From Ricochet Media on Canada. “The open house is all set up, but nobody’s coming. There’s plenty of foot traffic outside, but those are mostly Airbnb guests, wheeling bags in and out of the building, and they’re not here to buy a home — just to occupy one for a few days while they still can. In October, the B.C. government announced a ban on short-term rentals that are not in the owner’s principal residence. The ban includes units like this one in downtown Victoria — condos that were previously grandfathered-in despite a ban introduced by the city in 2018. Now the clock is ticking down to May, when these condos’ ability to earn money as short-term rentals will evaporate. That’s leading to a rush of units hitting the market as owners try to get out of pricey investments that seem destined to plummet in value.”
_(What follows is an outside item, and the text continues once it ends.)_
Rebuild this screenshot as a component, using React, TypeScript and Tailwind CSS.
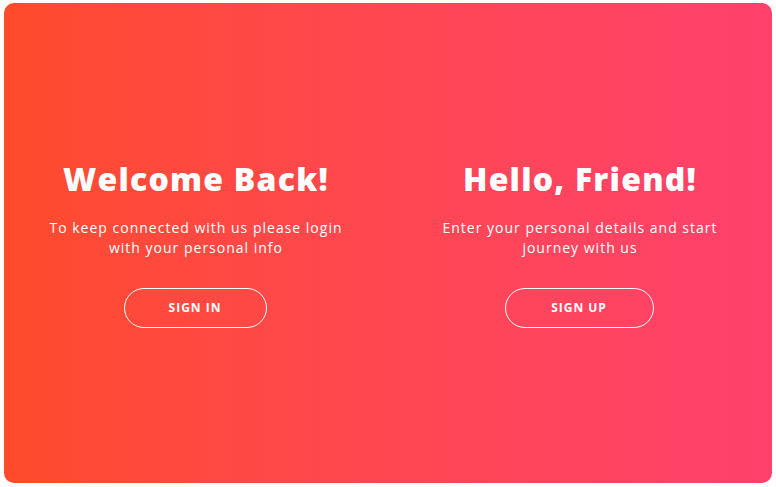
export default function App() {
  const font = { fontFamily: '"Open Sans", "Liberation Sans", sans-serif' };
  return (
    <div className="w-[776px] h-[487px] bg-white pt-[3px] pl-[4px]" style={font}>
      <div className="w-[768px] h-[480px] rounded-[10px] bg-linear-to-r from-[#FF4B2B] to-[#FF416C] flex text-white">
        <div className="w-1/2 h-full flex flex-col items-center justify-center px-10 text-center">
          <h1 className="text-[32px] font-extrabold leading-[39px] tracking-[1.2px]">Welcome Back!</h1>
          <p className="text-[14px] leading-[20px] tracking-[1px] mt-5 mb-[30px]">
            To keep connected with us please login with your personal info
          </p>
          <button className="w-[143px] h-[40px] rounded-[20px] border border-white text-[12px] font-bold tracking-[1px] uppercase -translate-x-px">
            Sign In
          </button>
        </div>
        <div className="w-1/2 h-full flex flex-col items-center justify-center px-10 text-center">
          <h1 className="text-[32px] font-extrabold leading-[39px] tracking-[1.2px]">Hello, Friend!</h1>
          <p className="text-[14px] leading-[20px] tracking-[1px] mt-5 mb-[30px]">
            Enter your personal details and start journey with us
          </p>
          <button className="w-[149px] h-[40px] rounded-[20px] border border-white text-[12px] font-bold tracking-[1px] uppercase -translate-x-px">
            Sign Up
          </button>
        </div>
      </div>
    </div>
  );
}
“So far, listing prices haven’t reflected this new reality. Hence the empty open house. ‘I think a lot of these owners are still in denial,’ says real estate broker Dustin Miller. Not all, though. Miller started hearing from some Airbnb owners within minutes of the government’s announcement that it would severely restrict short-term rentals. ‘One of them decided to list right away — like, ‘Let’s get ahead of this, let’s sell,’ he recalls. The result of the glut of listings, the increased cost of borrowing, and the high prices is that nothing is moving. Looking at October data from downtown Victoria, where the vast majority of the region’s short-term rentals are located, the numbers are staggering. In a month when 172 condos were up for sale downtown, only 16 were sold.”

“Miller suspects buyers are waiting for the bottom of the market, which he imagines to be more than $100,000 lower for most condos than the prices for which they’re currently listed. ‘We haven’t had an October this slow in a long time,’ he says. ‘Everybody can feel the market suddenly decline, and they’re going to wait to see it fall more.'”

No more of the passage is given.